— Start —

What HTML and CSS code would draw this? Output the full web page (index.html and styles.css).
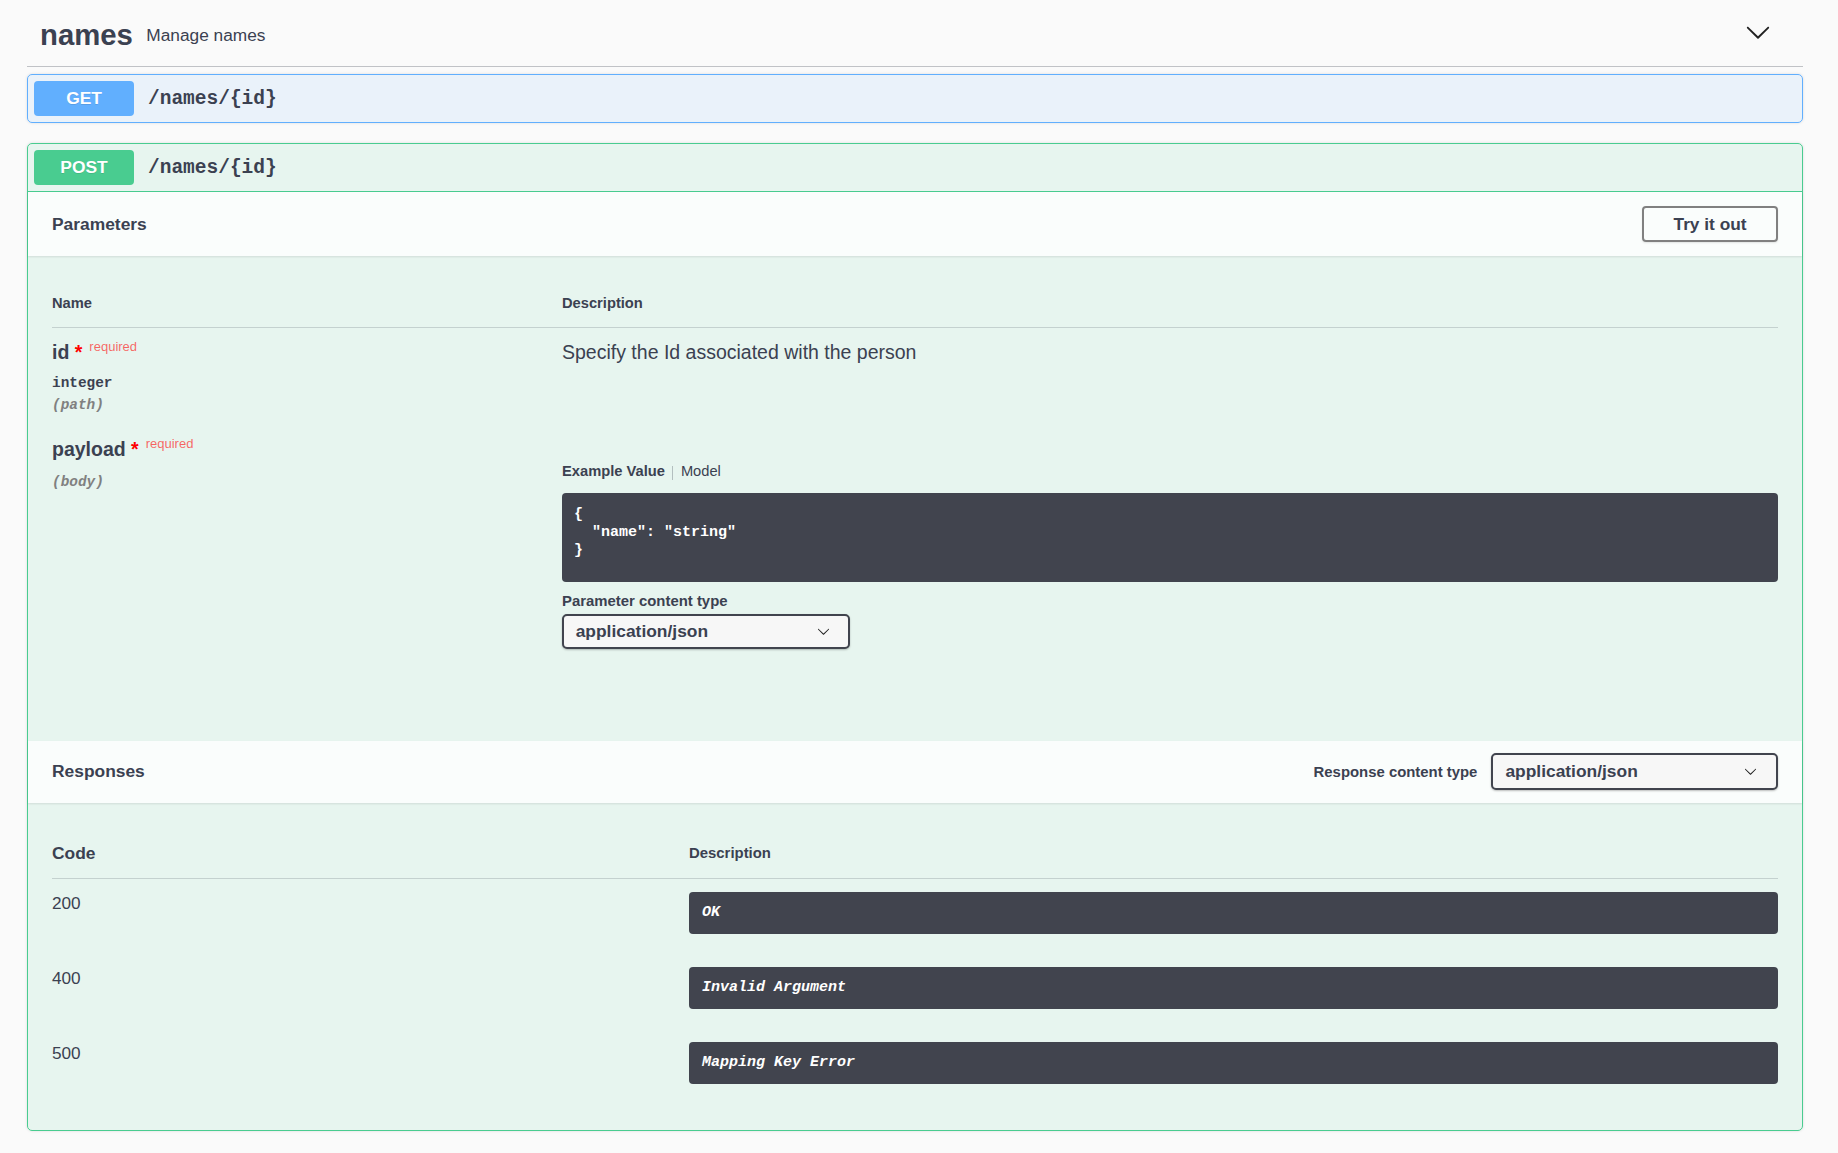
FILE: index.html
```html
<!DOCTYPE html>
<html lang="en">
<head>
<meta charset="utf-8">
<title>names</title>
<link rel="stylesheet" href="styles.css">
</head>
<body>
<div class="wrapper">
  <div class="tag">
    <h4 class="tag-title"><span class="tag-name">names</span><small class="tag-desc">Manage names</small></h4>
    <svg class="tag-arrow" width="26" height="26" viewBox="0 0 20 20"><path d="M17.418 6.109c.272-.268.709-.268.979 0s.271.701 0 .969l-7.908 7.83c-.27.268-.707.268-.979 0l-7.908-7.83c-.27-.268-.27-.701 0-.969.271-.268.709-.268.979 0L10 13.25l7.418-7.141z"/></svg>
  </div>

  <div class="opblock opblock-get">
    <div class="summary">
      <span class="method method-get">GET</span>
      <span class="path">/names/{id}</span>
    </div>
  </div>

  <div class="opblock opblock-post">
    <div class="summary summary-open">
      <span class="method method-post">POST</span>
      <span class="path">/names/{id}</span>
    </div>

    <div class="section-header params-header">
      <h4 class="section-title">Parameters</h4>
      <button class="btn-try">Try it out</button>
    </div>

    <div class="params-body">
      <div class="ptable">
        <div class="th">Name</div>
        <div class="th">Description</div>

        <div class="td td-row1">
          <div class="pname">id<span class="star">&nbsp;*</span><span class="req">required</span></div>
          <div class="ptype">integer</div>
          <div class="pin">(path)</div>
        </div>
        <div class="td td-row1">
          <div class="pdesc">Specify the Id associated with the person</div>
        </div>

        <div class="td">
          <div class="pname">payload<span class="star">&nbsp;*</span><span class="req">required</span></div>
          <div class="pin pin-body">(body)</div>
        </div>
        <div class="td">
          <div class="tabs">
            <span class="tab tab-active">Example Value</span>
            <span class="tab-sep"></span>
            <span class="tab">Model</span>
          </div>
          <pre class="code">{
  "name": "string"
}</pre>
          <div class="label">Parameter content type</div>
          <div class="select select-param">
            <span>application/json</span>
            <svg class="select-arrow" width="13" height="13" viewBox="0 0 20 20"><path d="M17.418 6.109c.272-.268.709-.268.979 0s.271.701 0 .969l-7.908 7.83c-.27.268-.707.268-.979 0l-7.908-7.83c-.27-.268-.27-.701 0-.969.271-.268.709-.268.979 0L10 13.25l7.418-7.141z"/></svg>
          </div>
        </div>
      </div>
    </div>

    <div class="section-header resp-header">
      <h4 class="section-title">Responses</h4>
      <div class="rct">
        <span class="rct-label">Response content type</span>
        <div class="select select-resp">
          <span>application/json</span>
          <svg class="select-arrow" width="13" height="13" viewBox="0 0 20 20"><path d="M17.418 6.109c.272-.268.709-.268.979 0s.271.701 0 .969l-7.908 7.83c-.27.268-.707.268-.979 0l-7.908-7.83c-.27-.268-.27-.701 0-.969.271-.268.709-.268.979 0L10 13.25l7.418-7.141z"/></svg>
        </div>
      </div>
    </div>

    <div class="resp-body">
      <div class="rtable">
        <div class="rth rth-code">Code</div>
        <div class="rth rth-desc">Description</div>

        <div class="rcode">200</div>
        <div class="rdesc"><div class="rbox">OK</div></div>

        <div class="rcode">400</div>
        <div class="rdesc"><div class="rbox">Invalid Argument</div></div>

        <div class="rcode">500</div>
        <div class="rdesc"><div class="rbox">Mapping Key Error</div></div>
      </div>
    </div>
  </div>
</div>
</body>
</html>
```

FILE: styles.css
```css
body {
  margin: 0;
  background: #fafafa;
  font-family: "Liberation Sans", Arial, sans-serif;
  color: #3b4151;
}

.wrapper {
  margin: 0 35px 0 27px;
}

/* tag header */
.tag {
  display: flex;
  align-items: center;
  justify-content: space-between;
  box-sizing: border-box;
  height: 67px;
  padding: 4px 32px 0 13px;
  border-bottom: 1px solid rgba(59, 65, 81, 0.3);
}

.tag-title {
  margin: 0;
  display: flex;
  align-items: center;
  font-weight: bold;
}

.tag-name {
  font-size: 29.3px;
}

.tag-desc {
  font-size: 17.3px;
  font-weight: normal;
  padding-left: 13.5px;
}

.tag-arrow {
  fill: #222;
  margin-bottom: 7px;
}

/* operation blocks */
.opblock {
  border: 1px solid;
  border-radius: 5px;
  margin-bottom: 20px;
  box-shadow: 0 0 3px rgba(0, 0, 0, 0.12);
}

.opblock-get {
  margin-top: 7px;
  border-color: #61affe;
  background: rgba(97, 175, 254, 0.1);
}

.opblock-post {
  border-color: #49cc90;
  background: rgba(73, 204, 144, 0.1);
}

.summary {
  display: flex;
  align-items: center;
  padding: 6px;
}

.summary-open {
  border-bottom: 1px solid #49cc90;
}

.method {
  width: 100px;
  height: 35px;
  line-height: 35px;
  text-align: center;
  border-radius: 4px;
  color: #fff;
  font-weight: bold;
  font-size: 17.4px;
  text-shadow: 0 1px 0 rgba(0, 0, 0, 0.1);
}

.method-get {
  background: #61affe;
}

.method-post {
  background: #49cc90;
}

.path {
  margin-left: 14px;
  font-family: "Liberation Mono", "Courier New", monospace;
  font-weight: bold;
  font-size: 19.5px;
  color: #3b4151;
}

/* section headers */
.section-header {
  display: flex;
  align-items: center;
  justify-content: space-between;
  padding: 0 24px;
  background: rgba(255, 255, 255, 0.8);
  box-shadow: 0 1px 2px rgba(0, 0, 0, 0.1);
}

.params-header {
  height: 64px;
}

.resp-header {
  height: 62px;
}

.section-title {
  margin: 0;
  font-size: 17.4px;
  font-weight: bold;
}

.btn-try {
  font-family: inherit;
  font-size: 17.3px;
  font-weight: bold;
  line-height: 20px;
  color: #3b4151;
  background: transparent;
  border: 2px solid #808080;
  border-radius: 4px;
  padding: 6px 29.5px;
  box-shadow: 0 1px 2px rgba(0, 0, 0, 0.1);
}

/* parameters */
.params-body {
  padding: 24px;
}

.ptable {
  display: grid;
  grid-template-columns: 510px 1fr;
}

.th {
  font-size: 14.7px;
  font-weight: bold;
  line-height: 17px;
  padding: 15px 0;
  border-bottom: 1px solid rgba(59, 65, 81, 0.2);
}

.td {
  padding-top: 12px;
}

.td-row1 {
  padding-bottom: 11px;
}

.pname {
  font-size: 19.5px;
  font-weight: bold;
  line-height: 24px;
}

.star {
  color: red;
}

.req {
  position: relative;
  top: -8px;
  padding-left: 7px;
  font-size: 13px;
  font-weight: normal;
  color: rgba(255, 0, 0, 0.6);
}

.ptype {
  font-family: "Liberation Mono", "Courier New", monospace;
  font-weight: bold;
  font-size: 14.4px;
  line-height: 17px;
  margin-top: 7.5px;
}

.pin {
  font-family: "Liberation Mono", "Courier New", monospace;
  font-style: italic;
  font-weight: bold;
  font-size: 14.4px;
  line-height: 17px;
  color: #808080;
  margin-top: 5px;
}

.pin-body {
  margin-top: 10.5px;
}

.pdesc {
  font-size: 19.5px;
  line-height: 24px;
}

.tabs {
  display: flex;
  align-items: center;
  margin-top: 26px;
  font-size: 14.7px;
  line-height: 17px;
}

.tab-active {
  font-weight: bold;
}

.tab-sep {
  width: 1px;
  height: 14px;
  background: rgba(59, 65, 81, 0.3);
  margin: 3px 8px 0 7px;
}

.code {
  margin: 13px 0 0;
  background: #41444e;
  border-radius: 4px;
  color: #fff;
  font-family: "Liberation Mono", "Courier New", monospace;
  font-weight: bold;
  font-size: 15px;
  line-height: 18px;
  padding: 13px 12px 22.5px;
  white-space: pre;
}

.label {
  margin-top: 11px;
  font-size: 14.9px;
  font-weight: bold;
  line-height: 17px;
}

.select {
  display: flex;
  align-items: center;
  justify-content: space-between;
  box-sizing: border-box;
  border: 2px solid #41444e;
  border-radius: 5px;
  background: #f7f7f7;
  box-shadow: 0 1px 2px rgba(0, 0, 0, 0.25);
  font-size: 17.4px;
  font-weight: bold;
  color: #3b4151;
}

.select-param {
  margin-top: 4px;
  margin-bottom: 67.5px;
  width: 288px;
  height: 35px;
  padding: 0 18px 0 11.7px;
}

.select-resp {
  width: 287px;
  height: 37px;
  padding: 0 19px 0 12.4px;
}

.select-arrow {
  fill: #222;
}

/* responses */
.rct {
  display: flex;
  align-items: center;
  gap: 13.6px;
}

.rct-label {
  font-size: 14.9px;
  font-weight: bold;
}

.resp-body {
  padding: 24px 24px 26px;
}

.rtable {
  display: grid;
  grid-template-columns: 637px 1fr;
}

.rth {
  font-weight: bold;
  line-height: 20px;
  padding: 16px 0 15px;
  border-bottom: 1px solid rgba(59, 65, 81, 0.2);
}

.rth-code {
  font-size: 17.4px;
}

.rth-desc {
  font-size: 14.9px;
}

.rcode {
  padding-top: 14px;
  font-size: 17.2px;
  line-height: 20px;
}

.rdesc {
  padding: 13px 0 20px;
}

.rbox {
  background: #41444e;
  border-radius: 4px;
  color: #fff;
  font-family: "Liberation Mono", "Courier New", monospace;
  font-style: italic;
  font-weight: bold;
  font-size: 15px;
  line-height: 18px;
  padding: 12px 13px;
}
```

— End —

Search the data for the string "styles" and copy each line where it appears.

_Worked solution_:
What HTML and CSS code would draw this? Output the full web page (index.html and styles.css).
<link rel="stylesheet" href="styles.css">
FILE: styles.css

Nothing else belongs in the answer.